* [WRITTEN TASK] Nothing after the line with "1.5l9 9M10.5 1.5l-9" belongs in the copy; extract the lines below from the top through that line, pictures left out.
────
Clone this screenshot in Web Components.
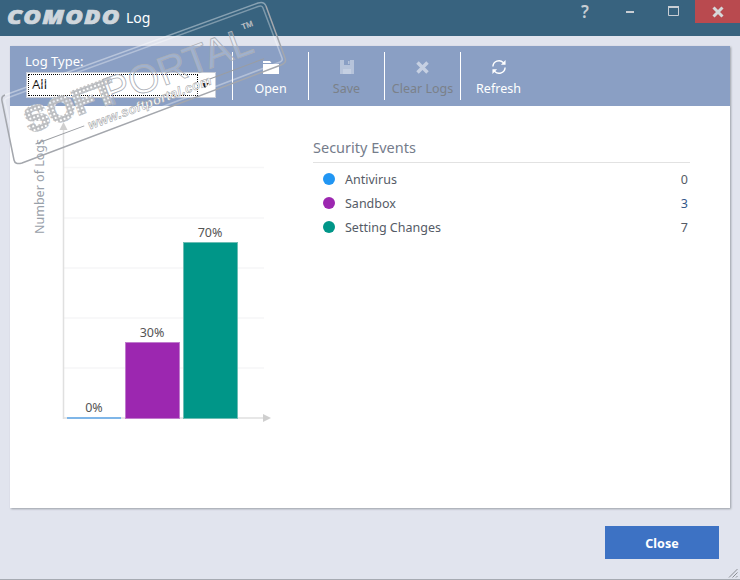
<!DOCTYPE html>
<html><head><meta charset="utf-8">
<style>
html,body{margin:0;padding:0;background:#e1e4ee;}
body{width:740px;height:580px;overflow:hidden;position:relative;font-family:"Noto Sans","Open Sans",sans-serif;}
</style></head><body>
<log-window></log-window>
<script>
const FONT='"Noto Sans","Open Sans",sans-serif';
function def(name,html){
  customElements.define(name,class extends HTMLElement{
    constructor(){super();const r=this.attachShadow({mode:'open'});r.innerHTML=typeof html==='function'?html(this):html;}
  });
}
def('title-bar',`<style>
:host{display:flex;height:36px;background:#38637f;color:#fff;align-items:flex-start;flex:none}
.logo{font:italic 800 20px/1 "Open Sans","Noto Sans",sans-serif;color:#cfd6dc;-webkit-text-stroke:.7px #cfd6dc;letter-spacing:1px;margin:7px 0 0 7px;transform:scaleX(1.2);transform-origin:left;width:119px;white-space:nowrap}
.name{font:14px/20px ${FONT};color:#fff;margin:8px 0 0 0}
.sp{flex:1}
.b{display:flex;justify-content:center;align-items:center;height:23px}
.b svg{display:block}
.help{width:26px;margin-right:12px;font:600 17px/22px ${FONT};color:#c6cdd3}
.x{background:#b94a4f;width:45px}
</style>
<div class="logo">COMODO</div><div class="name">Log</div><div class="sp"></div>
<div class="b help">?</div>
<div class="b" style="width:40px;margin-right:5px"><svg width="10" height="4"><rect y="1" width="8" height="2" x="1" fill="#c9ced4"/></svg></div>
<div class="b" style="width:38px;margin-right:2px"><svg width="12" height="11"><path d="M.5 1.5h10v8H.5z" fill="none" stroke="#c9ced4"/><rect width="11" height="2" fill="#c9ced4"/></svg></div>
<div class="b x"><svg width="12" height="12" viewBox="0 0 12 12"><path d="M1.5 1.5l9 9M10.5 1.5l-9 9" stroke="#d6d8da" stroke-width="3"/></svg></div>`);

def('tool-button',h=>`<style>
:host{display:flex;flex-direction:column;align-items:center;width:75px;flex:none;color:${h.hasAttribute('off')?'#7b8189':'#fff'};font:12.5px/18px ${FONT};}
.i{height:24px;margin-top:9px;display:flex;align-items:center;justify-content:center}
.t{white-space:nowrap;margin-top:1px}
</style><div class="i"><slot name="icon"></slot></div><div class="t"><slot></slot></div>`);

def('log-select',`<style>
:host{display:block;width:190px}
.l{font:13px/17px ${FONT};color:#fff;margin-left:-1px}
.s{height:26px;background:#fff;border:1px solid #c8cdd8;box-sizing:border-box;margin-top:2px;display:flex;position:relative;padding:1px}
.v{width:170px;border:1px dotted #000;box-sizing:border-box;font:13px/18px ${FONT};color:#111;padding-left:3px}
svg{position:absolute;right:5px;top:10px}
</style><div class="l">Log Type:</div><div class="s"><div class="v">All</div><svg width="9" height="6"><path d="M0 0h8L4 5z" fill="#111"/></svg></div>`);

def('tool-bar',`<style>
:host{display:flex;height:60px;background:#8a9fc4;flex:none;padding-left:16px;box-sizing:border-box}
.sep{width:1px;height:48px;background:#fff;margin-top:6px;flex:none}
log-select{margin-top:7px;margin-right:16px}
</style>
<log-select></log-select><div class="sep"></div>
<tool-button><svg slot="icon" width="16" height="13" viewBox="0 0 16 13"><path d="M0 0h7l1.500 2H0zM0 3h16v10H0z" fill="#fff"/></svg>Open</tool-button><div class="sep"></div>
<tool-button off><svg slot="icon" width="14" height="14" viewBox="0 0 14 14"><path d="M0 0h14v14H0z" fill="#b6c3da"/><path d="M4 0h6v5H4z" fill="#8a9fc4"/><path d="M8 1h1.500v3H8z" fill="#b6c3da"/><path d="M3 9h8v5H3z" fill="#c4cfe2"/></svg>Save</tool-button><div class="sep"></div>
<tool-button off><svg slot="icon" width="13" height="13" viewBox="0 0 13 13"><path d="M1.500 1.500l10 10M11.500 1.500l-10 10" stroke="#c6d0e2" stroke-width="3.500"/></svg>Clear Logs</tool-button><div class="sep"></div>
<tool-button><svg slot="icon" width="16" height="16" viewBox="0 0 17 17" fill="none" stroke="#fff" stroke-width="1.500"><path d="M2 8a6.500 6.500 0 0 1 11-4.300L14.500 5"/><path d="M15 9a6.500 6.500 0 0 1-11 4.300L2.500 12"/><path d="M15.500 1v5h-5z" fill="#fff" stroke="none"/><path d="M1.500 16v-5h5z" fill="#fff" stroke="none"/></svg>Refresh</tool-button>`);

def('bar-chart',`<style>
:host{display:block;position:relative;width:280px;height:360px;flex:none}
svg{display:block;overflow:visible}
text{font-family:${FONT}}
</style>
<svg width="280" height="360" viewBox="0 0 280 360">
<g stroke="#f6f6f7" stroke-width="1.500"><path d="M54 61.500H254M54 112H254M54 162H254M54 212H254M54 262H254"/></g>
<path d="M53 312H254M53.500 24V313" stroke="#e0e0e0" stroke-width="1.500" fill="none"/>
<path d="M253 308l8 4-8 4z" fill="#cfcfcf"/><path d="M49.500 24l4-8 4 8z" fill="#cfcfcf"/>
<rect x="57" y="311" width="54" height="2" fill="#7fb6e8"/>
<rect x="115.500" y="236.500" width="54" height="76" fill="#9c27b0" stroke="#c07ccd"/>
<rect x="173.500" y="136.500" width="54" height="176" fill="#009688" stroke="#6dbdb4"/>
<g font-size="12.500" fill="#555" text-anchor="middle"><text x="84" y="306">0%</text><text x="142" y="231">30%</text><text x="200" y="131">70%</text></g>
<text transform="translate(34 128) rotate(-90)" text-anchor="start" font-size="12.500" fill="#98a0a9" x="0" y="0">Number of Logs</text>
</svg>`);

def('event-row',h=>`<style>
:host{display:flex;align-items:center;height:24px;font:12.500px/24px ${FONT};color:#555b66;padding-left:10px;padding-right:2px}
i{width:12px;height:12px;border-radius:50%;background:${h.getAttribute('color')};margin-right:10px;margin-top:-2px}
.n{flex:1}
.c{color:${h.getAttribute('ccolor')||'#555b66'}}
</style><i></i><span class="n"><slot></slot></span><span class="c">${h.getAttribute('count')}</span>`);

def('event-list',`<style>
:host{display:block;width:377px;flex:none;margin-top:31px}
h2{font:400 14.500px/21px ${FONT};color:#757c8b;margin:0;padding-bottom:4px;border-bottom:1px solid #e2e2e2;margin-bottom:5px}
</style><h2>Security Events</h2>
<event-row color="#2196f3" count="0">Antivirus</event-row>
<event-row color="#9c27b0" count="3" ccolor="#35588a">Sandbox</event-row>
<event-row color="#009688" count="7">Setting Changes</event-row>`);

def('soft-watermark',`<style>
:host{position:absolute;left:0;top:0;width:320px;height:180px;pointer-events:none;display:block}
svg{display:block;overflow:visible}
text{font-family:"Liberation Sans",sans-serif}
</style>
<svg width="320" height="180" viewBox="0 0 320 180">
<defs><pattern id="d" width="4" height="4" patternUnits="userSpaceOnUse"><rect width="4" height="4" fill="#fff" fill-opacity=".7"/><rect x=".5" y=".5" width="3" height="3" fill="none" stroke="#b0b2b6" stroke-width=".8"/></pattern></defs>
<path d="M5 95L258 3Q264 1 266 6" fill="none" stroke="#fff" stroke-opacity=".4" stroke-width="1.500"/>
<path d="M7 98L258 6.500Q262 5 263 8" fill="none" stroke="#fff" stroke-opacity=".35" stroke-width="1.500"/>
<path d="M266 6L285 58Q287 63 281 65L22 163Q15 165 14 160L2 101Q1 96 5 95" fill="none" stroke="#a4a7ad" stroke-width="1.500"/>
<path d="M263 8L282 58Q283 61 280 62L22 160Q18 161 17 158L5 102Q4 99 7 98" fill="none" stroke="#fff" stroke-opacity=".35" stroke-width="1.500"/>
<g transform="translate(3 97) rotate(-20.500)">
<text x="13" y="43" font-size="34" font-weight="700" letter-spacing="1" fill="url(#d)" stroke="url(#d)" stroke-width="3">SOFT</text>
<text x="96" y="46" font-size="40" fill="#fff" fill-opacity=".2" stroke="#a9adb5" stroke-width=".8">PORTAL</text>
<text x="248" y="21" font-size="8" fill="#fff" stroke="#8f949b" stroke-width=".3">TM</text>
<path d="M14 55.500H66M200 55.500H258" stroke="#9a9da2" stroke-width="1"/>
<text x="70" y="61" font-size="13" font-weight="700" font-style="italic" letter-spacing=".4" fill="#fff" stroke="#9a9da2" stroke-width=".5">www.softportal.com</text>
</g></svg>`);

def('log-window',`<style>
:host{display:flex;flex-direction:column;width:740px;height:580px;position:relative;background:#e1e4ee;color:#555}
.panel{margin:10px 10px 0;height:462px;display:flex;flex-direction:column;background:#fff;box-shadow:1px 1px 2px #9a9ea6;flex:none}
.content{display:flex;flex:1}
bar-chart{margin:0 23px 0 0}
.foot{display:flex;justify-content:flex-end;padding:18px 21px 0 0}
button{width:114px;height:33px;background:#3d72c4;color:#fff;border:0;font:700 12.500px/18px ${FONT};padding:2px 0 0}
.grip{position:absolute;right:2px;bottom:2px}
.edge{position:absolute;left:0;right:0;bottom:0;height:1px;background:#a6aab2}
</style>
<title-bar></title-bar>
<div class="panel"><tool-bar></tool-bar><div class="content"><bar-chart></bar-chart><event-list></event-list></div></div>
<div class="foot"><button>Close</button></div>
<svg class="grip" width="10" height="10"><path d="M9.500 1L1 9.500M9.500 4.500L4.500 9.500M9.500 8L8 9.500" stroke="#8b8e94"/></svg>
<soft-watermark></soft-watermark><div class="edge"></div>`);
</script></body></html>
────
* [SOLUTION TO THE PROBLEM]
Clone this screenshot in Web Components.
<!DOCTYPE html>
<html><head><meta charset="utf-8">
<style>
html,body{margin:0;padding:0;background:#e1e4ee;}
body{width:740px;height:580px;overflow:hidden;position:relative;font-family:"Noto Sans","Open Sans",sans-serif;}
</style></head><body>
<log-window></log-window>
<script>
const FONT='"Noto Sans","Open Sans",sans-serif';
function def(name,html){
  customElements.define(name,class extends HTMLElement{
    constructor(){super();const r=this.attachShadow({mode:'open'});r.innerHTML=typeof html==='function'?html(this):html;}
  });
}
def('title-bar',`<style>
:host{display:flex;height:36px;background:#38637f;color:#fff;align-items:flex-start;flex:none}
.logo{font:italic 800 20px/1 "Open Sans","Noto Sans",sans-serif;color:#cfd6dc;-webkit-text-stroke:.7px #cfd6dc;letter-spacing:1px;margin:7px 0 0 7px;transform:scaleX(1.2);transform-origin:left;width:119px;white-space:nowrap}
.name{font:14px/20px ${FONT};color:#fff;margin:8px 0 0 0}
.sp{flex:1}
.b{display:flex;justify-content:center;align-items:center;height:23px}
.b svg{display:block}
.help{width:26px;margin-right:12px;font:600 17px/22px ${FONT};color:#c6cdd3}
.x{background:#b94a4f;width:45px}
</style>
<div class="logo">COMODO</div><div class="name">Log</div><div class="sp"></div>
<div class="b help">?</div>
<div class="b" style="width:40px;margin-right:5px"><svg width="10" height="4"><rect y="1" width="8" height="2" x="1" fill="#c9ced4"/></svg></div>
<div class="b" style="width:38px;margin-right:2px"><svg width="12" height="11"><path d="M.5 1.5h10v8H.5z" fill="none" stroke="#c9ced4"/><rect width="11" height="2" fill="#c9ced4"/></svg></div>
<div class="b x"><svg width="12" height="12" viewBox="0 0 12 12"><path d="M1.5 1.5l9 9M10.5 1.5l-9 9" stroke="#d6d8da" stroke-width="3"/></svg></div>`);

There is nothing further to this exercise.